The opportunities are enormous; we all know it. Harnessing data can help us grow revenue, reduce costs and mitigate risks. And the challenges are complex: big data, multi-cloud, data quality, advanced analytics, data literacy and data governance are just a few big pieces that come to mind. So appointing a Chief Data Officer (CDO) seems like a great idea. But organizations realize that they are not cheap, not easy to hire, nor vet.
The CDO is first meant to be an executive. The role should be a transformative one. It is usually borne out of the realization, or rather the decision, that data will take a central, strategic part in crafting the future of the organization. But depending on whom she reports to, and how organizations define the actual position, will make a world of difference and can make it a pétard mouillé (French for wet gun powder). Expectations are too typically in another galaxy, so it is no surprise that a CDO's tenure is generally short around two years.
We are still learning the lessons, but some good practices are emerging. Putting in place a CDO is not a simple endeavour, but we are now better equipped to know about what can be achieved without one. We also know when we will have to bite the bullet and have no choice but to appoint one.
Before we dive into it, let me say that everything worth doing is essential. Examples I will give may need to be done, perhaps even urgently, but the question is, "do we need C-level oversight to get it done?"

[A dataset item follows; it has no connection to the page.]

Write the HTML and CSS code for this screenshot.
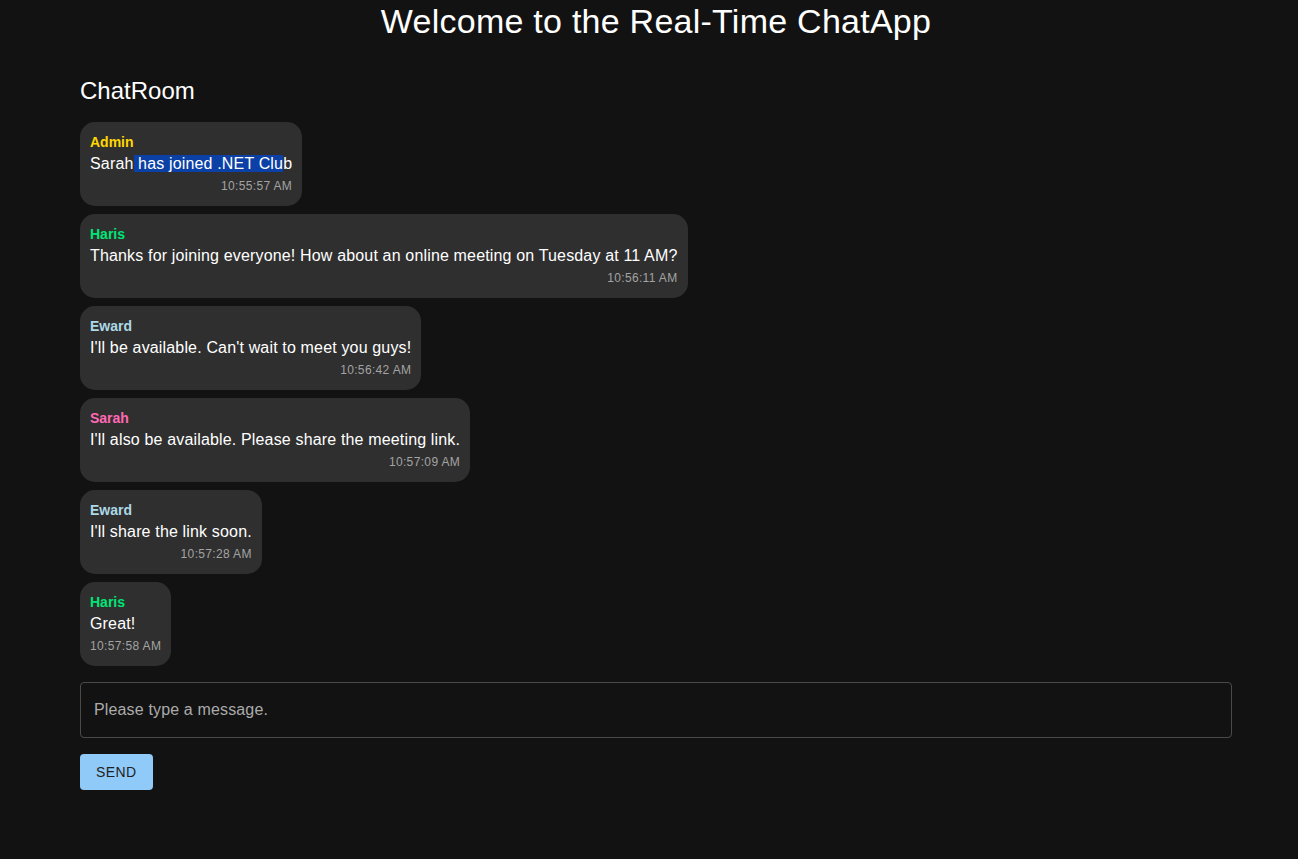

We don't need a Chief Data Officer to put in place the basic data management capabilities. Many organizations are still way behind the "data-driven" adoption curve, and there is only so much transformation their teams can absorb. Examples are: adopting cloud capabilities (for speed), improve regulatory reporting or getting systems to exchange data. Even data quality and data governance may not require a C-level executive.
Where a C-level executive becomes required is when we need to start focusing on the data integration and quality aspects AT THE ORGANIZATION level, when we need to agree and collaborate across major LOB's or functional areas. Gartner has a helpful matrix (below) that highlights how to address Data and Analytics based on (1) your core business strategy and (2) a combination of what you wish to achieve and where your organization is on the maturity scale.
Each box in this table gets exploded into a full Data & Analytics Strategy carefully adapted to the organization. Whichever framework is used to define, it doesn't matter, but you probably are guessing, correctly, that it is a balanced mix of people, process, technology and data (architecture). Wrap this up with a delivery roadmap that takes into account appetite and urgency to act at the corporate level. These are typical deliverables headed by the Office of the CDO.
If what you require and are working towards is the Utility level, you don't need a CDO. That is because you are merely trying to put in place the tools and platforms, modernize and educate. Gartner defines it as "A generic capability. It should be available to everybody for myriad requirements and all kinds of intended business value." It is centrally managed and made available for any LOB or function to use as they see fit. The capability can even cover specific data sets, like customer or product data curated and made available for all to use.
So when does the CDO become a must?
A company needs a Chief Data Officer when it is ready to fully consider how it wishes to compete with data over the long term and start to build the organizational capabilities it will need to do so in a more concerted way. D&A as an Enabler means tying it to one or more specific business goals. Additionally, you wish to start reusing the data for other business purposes.
D&A as a Driver (or data-driven organization), further requires that D&A become a "means to achieve new business goals. New tools can uncover new insights, and new data types can lead to new business questions; both drive new business ideas and revenue sources. " Here, we might see the need for a Chief Data and Analytics Officer to gain some real end-to-end experience — perhaps making a concerted effort to try out advanced analytics to contribute to one of the strategic three or five-year business objectives.
As I mentioned earlier, selecting a CDO is one thing, but where she fits in the organization and the power to act given should be carefully considered. Data is a lot about leadership, some soft but some more forceful at times. The end-to-end nature of taking raw data to business operations or on the front lines crosses many otherwise traditional organizational boundaries with their own "firewalls."
Another aspect that justifies C-level oversight is time-to-value. Politics, negotiations, standard processes and budgets all take a life of their own when mapped to organizations. By having a C-level executive given oversight and power to act over the means of end-to-end delivery of value, you have a fighting chance of achieving it in a much shorter timeframe.
With C-level functions come new organizations. Think of an Office of the CDO. New data scientists and data engineers, new managers or directors, to set up both a data lab and a data factory, for example. And becoming data-driven entails a profound cultural change that takes major investments in communication and training, not to mention support and leadership from all executives, not just the CDO. Silos in this context will be mortal inhibitors.
An organization is only ready for a Chief Data Officer when it dares to act, with all the implications, cultural changes and investments that will come with it. Seeing the opportunity that this offers and seizing it are very different things.
Still, the data revolution is here and will disrupt every industry. Whether organizations deem it urgent now or not, at some point, it will become urgent, and the decision will be made for you.